Human beings, in their sinful condition, find it a difficult thing to accept the unconditional love of God. Surely there is something in us that God sees as acceptable and therefore loves us. We want to give something to God first, something of value, so that God will say, “Ah, this person has something I can accept.” But this is not the case. Though God loves us because of what He did in creating us in His own image, yet because of our own sin there is nothing left in us that can merit salvation. God must love us in spite of our moral bankruptcy. And morally bankrupt we are!

The devil’s lie is that sinful human beings can work hard enough and finally produce enough “good works” that will make them acceptable to God, or at least enough to outweigh their bad works. All false religions are built on this premise. But the fundamental error is that man is basically good enough, or that man has more good than bad in him, or that man, being God’s creation, is all that is necessary for him to one day stand before a holy God and be accepted and not rejected. But man is fallen. He is sinful. Even his good intentions have selfish and evil roots.

The law of God, whether we mean the law of Moses written in the Old Testament, or we mean every moral or “natural” law that God has revealed, has proven that man is unable to produce righteousness that will redeem his soul. In fact Paul states, “Now we know that whatever the law says, it says to those who are under the law, that every mouth may be stopped, and all the world may become guilty before God. Therefore by the deeds of the law no flesh will be justified in His sight, for by the law is the knowledge of sin” (Rom. 3:19-20). So Paul can conclude, “There is none righteous, no not one” (Rom. 3:10), and “For all have sinned, and come short of the glory of God” (Rom. 3:23). There is a “curse” that comes with the keeping of law for salvation. “Cursed is every one that continueth not in all things which are written in the book of the law to do them” (Gal. 3:10). Or, as James so aptly put it, “For whosoever shall keep the whole law, and yet offend in one point, he is guilty of all” (James 2:10). But since the Bible plainly shows that no one is without sin, we are therefore all condemned.

Good News! Jesus Christ provides a way for God’s love to save us.

John Newton’s beloved song, Amazing Grace, is so popular even among those who know nothing of that grace, because it seems to say that grace accepts “a wretch like me” simply because God loves me. This, God cannot and does not do. On the one hand God does not accept us just as we are. In that case there would be no need for Jesus to die for us on the cross and resurrect victorious over sin and death. God cannot accept us without our sin being forgiven.
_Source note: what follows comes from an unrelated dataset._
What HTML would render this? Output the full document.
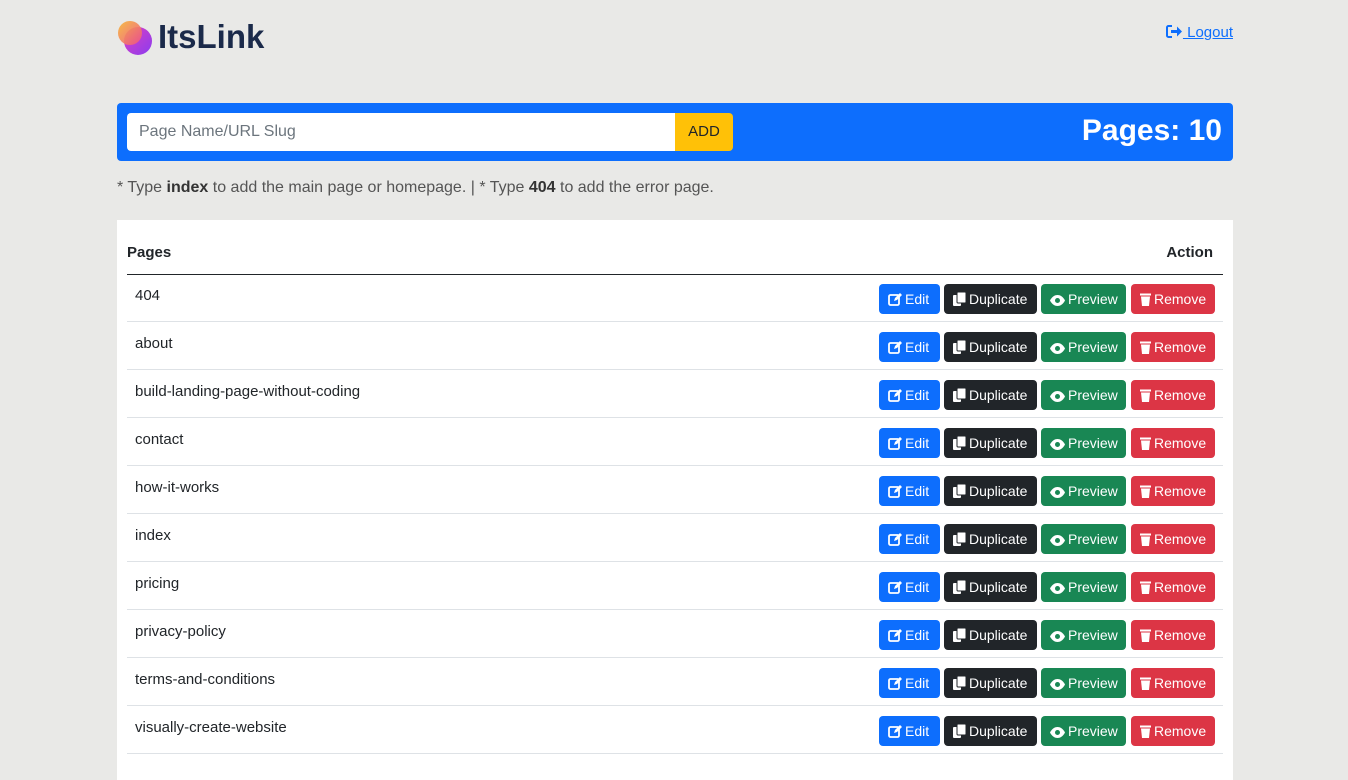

But on the other hand we do come just as we are. when we sing “Just As I Am” we mean that we must come to God with no righteousness of our own, with no good works for salvation. We come to God as sinners and undone, needing to be clothed in the righteousness of the sinless Christ. The old song, Rock of Ages, has it,

 

“Nothing in my hand I bring,

simply to Thy cross I cling;

Naked, come to Thee for dress;

helpless, look to Thee for rest;

Foul, I to the fountain fly,

Wash me, Savior, or I die.”

 

In a strange way, the good news is that we are all sinners. Paul concludes in Romans 3 that, happily, “there is no difference: For all have sinned and come short of the glory of God” (Rom. 3:22b-23). That is, it is a good thing that we are not saved by law keeping because then it would be unfair. Some might make it and some might not. But since the fact is that all have sinned, and that salvation cannot come to sinners, God has made salvation by grace through faith, “Being justified freely by his grace through the redemption that is in Christ Jesus” (Rom. 3:24). You can be saved because, even though you are a sinner, God allows you to come by faith, not by your worthless works.

But one more thing needs to be said here, and Paul makes this plain as well. Jesus Christ died for you and rose again. God accepts Jesus Christ and all who attach themselves to Him by faith. He doesn’t save you by your righteousness, but by the righteousness of Christ. If God merely excused your sin then He would be unrighteous. So Paul concludes, “To declare, I say, at this time his righteousness: that he might be just and the justifier of him which believeth in Jesus. Where is boasting then? It is excluded. By what law? Of works? Nay; but by the law of faith” (Rom. 3:26-27). Faith in Christ leaves me nothing with which to boast, except the righteousness of Christ.

And So . . .

We human beings cannot act or boast as if we set our own rules of right and wrong. Outside of Jesus Christ we will choose wrong because that is our nature. And we will be condemned for it. But in Jesus Christ, in His righteousness alone, we can be sinners saved by grace.

Notes:

  1. Jonathan V. Last, “You Will Be Assimilated,” The Weekly Standard, June 22, 2015.
  2. Francis Schaeffer, Escape From Reason (Downer’s Grove: IVP, 1968) 53.
  3. G.C. Morgan, Understanding the Holy Spirit (AMG, 1995) 40.
  4. Millard Erickson, Christian Theology (Grand Rapids: Baker, 1991) 496.
  5. L.S. Chafer, Systematic Theology, vol. II (Dallas: Dallas Seminary Press, 1969) 217.
  6. Blaise Pascal, Pensees (London: Penguin Books, 1966) 64.
  7. C.S. Lewis, The Problem of Pain, (New York: MacMillan, 1962) 97.
  8. R.C.H. Lenski, The Interpretation of St. John’s Gospel (Minneapolis: Augsburg, 1961) 259.